Even if AI should be home-run, it probably won't be for most people. In a more technical community, it's natural to think that most people care about "values" when it comes to tech. However, the reality is that people just want what's easiest / cheapest / most fun. It's great when what's easiest/cheapest/most fun aligns with what's best for the individual or society, but those cases are outliers. After spending a few years building a crypto startup, I left with more conviction around this theory.
> In a more technical community, it's natural to think that most people care about "values" when it comes to tech.
Do people actually think that? I know people sometimes joke about an HN bubble but I never really took that seriously. People are using stuff like AWS and Azure which probably wouldn't be the case if "values" was more important than what is most convinient. (relatively) few people today set up their own email servers and instead use Gmail or whatever.
You actually just kind of gave an example of what I meant! Developers are the consumers in this case, and they'll almost always opt to use AWS and Azure versus hosting their own infra. It's easier, faster, usually cheaper, and it makes you yourself are more marketable.
There's a reason software-as-a-service has beat out software-as-a-product. While people might think they want full ownership/control over what they're buying, they want it to be as safe or secure as possible, they want it to be self-hosting and not communicating information back to the distributor... that's just not what plays out for the most part.

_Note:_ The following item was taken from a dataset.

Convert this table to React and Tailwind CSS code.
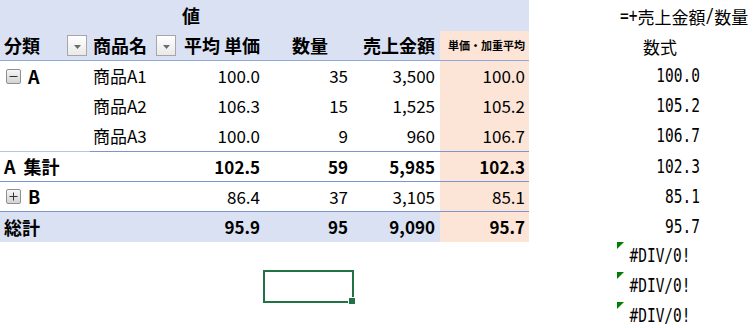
const jp = "font-['Noto_Sans_CJK_JP',sans-serif]";
const mono = "inline-block scale-y-[1.3] font-['DejaVu_Sans_Mono',monospace] text-[14.5px]";
const cols = "grid grid-cols-[90px_90px_83px_89px_88px_89px]";

function Dropdown() {
  return (
    <div className="flex h-[21px] w-[20px] items-end justify-center border border-[#a6a6a6] bg-gradient-to-b from-white to-[#e9e9e9] pb-[6px]">
      <svg width="7" height="4" viewBox="0 0 7 4">
        <path d="M0 0h7L3.5 4z" fill="#6b6b6b" />
      </svg>
    </div>
  );
}

function ToggleBox({ plus }) {
  return (
    <div className="flex h-[15px] w-[15px] items-center justify-center rounded-[2px] border border-[#8f8f8f] bg-gradient-to-b from-[#f6f6f6] to-[#d4d4d4]">
      <svg width="11" height="11" viewBox="0 0 11 11">
        <path d="M1.5 5.5h8" stroke="#333" strokeWidth="1" />
        {plus && <path d="M5.5 1.5v8" stroke="#333" strokeWidth="1" />}
      </svg>
    </div>
  );
}

const rows = [
  { label: 'A', toggle: 'minus', name: '商品A1', avg: '100.0', qty: '35', sales: '3,500', w: '100.0' },
  { name: '商品A2', avg: '106.3', qty: '15', sales: '1,525', w: '105.2' },
  { name: '商品A3', avg: '100.0', qty: '9', sales: '960', w: '106.7', last: true },
];

function NumCells({ avg, qty, sales, w, bold, bg = '', line = '' }) {
  const weight = bold ? 'font-bold' : '';
  return (
    <>
      <div className={`flex items-center justify-end pr-[3px] ${bg} ${line}`}><span className={weight}>{avg}</span></div>
      <div className={`flex items-center justify-end pr-[4px] ${bg} ${line}`}><span className={weight}>{qty}</span></div>
      <div className={`flex items-center justify-end pr-[5px] ${bg} ${line}`}><span className={weight}>{sales}</span></div>
      <div className={`flex items-center justify-end bg-[#fce4d6] pr-[4px] ${line}`}><span className={weight}>{w}</span></div>
    </>
  );
}

function PivotTable() {
  return (
    <div className={`w-[529px] text-[17px] text-black ${jp}`}>
      <div className={`${cols} h-[31px] bg-[#d9e1f2]`}>
        <div />
        <div />
        <div className="flex items-center pl-[2px] text-[18px] font-bold">値</div>
      </div>

      <div className={`${cols} h-[30px] border-b border-[#8ea9db] text-[18px] font-bold`}>
        <div className="flex items-center justify-between bg-[#d9e1f2] pl-[4px] pr-[3px]">
          <span>分類</span>
          <Dropdown />
        </div>
        <div className="flex items-center justify-between bg-[#d9e1f2] pl-[3px] pr-[4px]">
          <span>商品名</span>
          <Dropdown />
        </div>
        <div className="flex items-center justify-end bg-[#d9e1f2] pr-[3px]">平均 単価</div>
        <div className="flex items-center justify-end bg-[#d9e1f2] pr-[24px]">数量</div>
        <div className="flex items-center justify-end bg-[#d9e1f2] pr-[5px]">売上金額</div>
        <div className="flex items-center justify-end bg-[#fce4d6] pr-[4px] text-[11px]">単価・加重平均</div>
      </div>

      {rows.map((r) => (
        <div key={r.name} className={`${cols} ${r.last ? 'h-[31px]' : 'h-[30px]'}`}>
          <div className={`flex items-center gap-[7px] pl-[6px] ${r.last ? 'border-b border-[#b4c6e7]' : ''}`}>
            {r.toggle && <ToggleBox />}
            {r.label && <span className="font-bold text-[18px]">{r.label}</span>}
          </div>
          <div className={`flex items-center pl-[3px] ${r.last ? 'border-b border-[#7b96cf]' : ''}`}>{r.name}</div>
          <NumCells {...r} line={r.last ? 'border-b border-[#7b96cf]' : ''} />
        </div>
      ))}

      <div className={`${cols} h-[30px] border-b border-[#7b96cf]`}>
        <div className="col-span-2 flex items-center gap-[8px] pl-[4px] text-[18px] font-bold">
          <span>A</span>
          <span>集計</span>
        </div>
        <NumCells avg="102.5" qty="59" sales="5,985" w="102.3" bold />
      </div>

      <div className={`${cols} h-[30px] border-b border-[#7b96cf]`}>
        <div className="col-span-2 flex items-center gap-[7px] pl-[6px]">
          <ToggleBox plus />
          <span className="text-[18px] font-bold">B</span>
        </div>
        <NumCells avg="86.4" qty="37" sales="3,105" w="85.1" />
      </div>

      <div className={`${cols} h-[30px]`}>
        <div className="col-span-2 flex items-center bg-[#d9e1f2] pl-[4px] text-[18px] font-bold">総計</div>
        <NumCells avg="95.9" qty="95" sales="9,090" w="95.7" bold bg="bg-[#d9e1f2]" />
      </div>
    </div>
  );
}

function ErrorCell() {
  return (
    <div className="relative flex h-[30px] items-center justify-center">
      <svg className="absolute left-0 top-0" width="7" height="7" viewBox="0 0 7 7">
        <path d="M0 0h7L0 7z" fill="#008000" />
      </svg>
      <span className={mono}>#DIV/0!</span>
    </div>
  );
}

function FormulaColumn() {
  const values = ['100.0', '105.2', '106.7', '102.3', '85.1', '95.7'];
  return (
    <div className={`ml-[88px] w-[86px] text-[17px] text-black ${jp}`}>
      <div className="flex h-[31px] items-center whitespace-nowrap pl-[3px] pt-[3px]">
        <span className={mono}>=+</span>
        <span>売上金額</span>
        <span className={mono}>/</span>
        <span>数量</span>
      </div>
      <div className="flex h-[30px] items-center justify-center pt-[2px]">数式</div>
      {values.map((v, i) => (
        <div key={i} className={`flex items-center justify-end pr-[3px] pt-[2px] ${i === 3 ? 'h-[31px]' : 'h-[30px]'}`}>
          <span className={mono}>{v}</span>
        </div>
      ))}
      <ErrorCell />
      <ErrorCell />
      <ErrorCell />
    </div>
  );
}

export default function App() {
  return (
    <div className="flex h-[328px] w-[754px] overflow-hidden bg-white">
      <div className="flex flex-col">
        <PivotTable />
        <div className="relative ml-[263px] mt-[28px] h-[33px] w-[91px] border-2 border-[#217346]">
          <div className="absolute bottom-[-4px] right-[-4px] h-[8px] w-[8px] border border-white bg-[#217346]" />
        </div>
      </div>
      <FormulaColumn />
    </div>
  );
}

OpenAI vs Mistral, Coinbase vs Metamask. I'm not that old, but I'm beginning to notice a trend where the fast, easy, cheap business model wins the most market share, and then slowly works towards providing more values-aligned features as it grows. The company aligned to consumer values from the get-go usually has a tough time keeping up (although they can usually still carve out a good niche from people who are particularly values-focused - Mistral and Metamask aren't doing poorly by any stretch of the imagination).
Because of privacy-reasons, convenience, embedding, security and safety in regards to government monopoly. Just imagine the paranoia in using government owned AIs in less free countries. I'm happy USA is at the forefront in AI development.
Because the ultimate end game for usefulness of this tech will be something akin to always on listening and understanding all your documents and personal data which I think we'd all feel better about if it happened locally.
Not necessarily saying I agree with the building of that, I just can't escape the idea that it's where we're heading.
Where is the money for training big expensive open source models going to come from once the investor hype blows over and companies like Mistral actually have to try to make a profit? They currently have negligible revenue despite their $6 billion valuation, that status quo can't be maintained forever.
I guess a parallel could be made to vue, react and svelte.
Who would bother investing so much time, energy and money into developing an open-source front-end framework for free/funded by corps that use it?
Vue, react and svelte don't earn anything I suppose, but then again I'm no expert in this field.
I guess like some other here have commented, techniques have to be implemented to minimize training time and I suppose the government needs to fund studies which then will benefit the general population to make it possible to train and host AI models.
But I honestly have no idea ... I'm just a simple dev running my mistral on a single RTX lol
We'll see, but I think the equivalent to people donating their own time to a traditional open source project would be people donating spare compute time for training, and nobody has figured out an effective way to do a Folding@home-style distributed version of ML training yet. Having to train open source models on big expensive compute clusters, and bid against commercial interests who also want to rent those clusters could be likened to having to pay everyone working on a traditional open source project full market rate for their time.
LLM training isn't even remotely brute force[1], even with tons of clever tricks to reduce the amount of compute necessary it's still fundamentally just a really hard problem.